PHILADELPHIA (CN) - Three tour guides cannot pursue a free speech lawsuit against the City of Brotherly Love, which adopted a new policy that would require tour guides to pass a history and geography test before working, the 3rd Circuit ruled Monday.

The Philadelphia mayor had signed a 2008 ordinance that states "no person shall act as a tour guide on any public right-of-way within the Center City Tourist Area unless such person possess a tour guide certificate," which could be obtained by passing the city's written test.

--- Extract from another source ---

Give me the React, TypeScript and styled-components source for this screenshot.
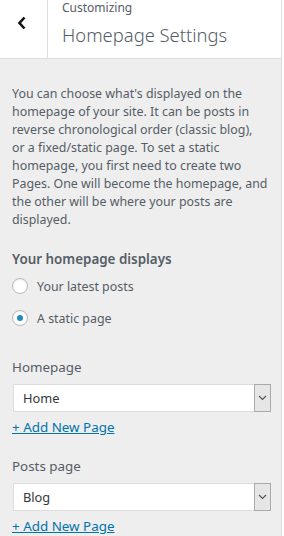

Those who violate the ordinance may incur fines or lose their business privilege license.

Michael Tait, Joshua Silver and Ann Boulais had objected to the city's plans to make the certification mandatory, claiming that it would infringe on their First Amendment rights.

U.S. District Judge Jan Dubois first dismissed the suit, finding that it was not ripe since Philadelphia's budget crisis has prevented it from not yet developing the test, and the three-judge federal appeals panel affirmed in a nonprecedential opinion.

"The budget crisis in Philadelphia led to a hiring freeze and budget cuts, and the budget for the City Representative's office in 2010 was projected to be significantly less than that for 2009," Judge Barry wrote for the court, adding that there is nothing in the record about the 2011 budget.

While the city told Dubois that the certification was important to the city and would be enforced if Philadelphia had the means, it told Barry and his colleagues more recently that "it has 'disavowed' enforcing the ordinance 'for the foreseeable future,'" the ruling states.

The ruling states that the case may become ripe when or if the city does actually implement the policy, but that they see no reason why free speech would be chilled before the written test is administered and the policy is officially announced.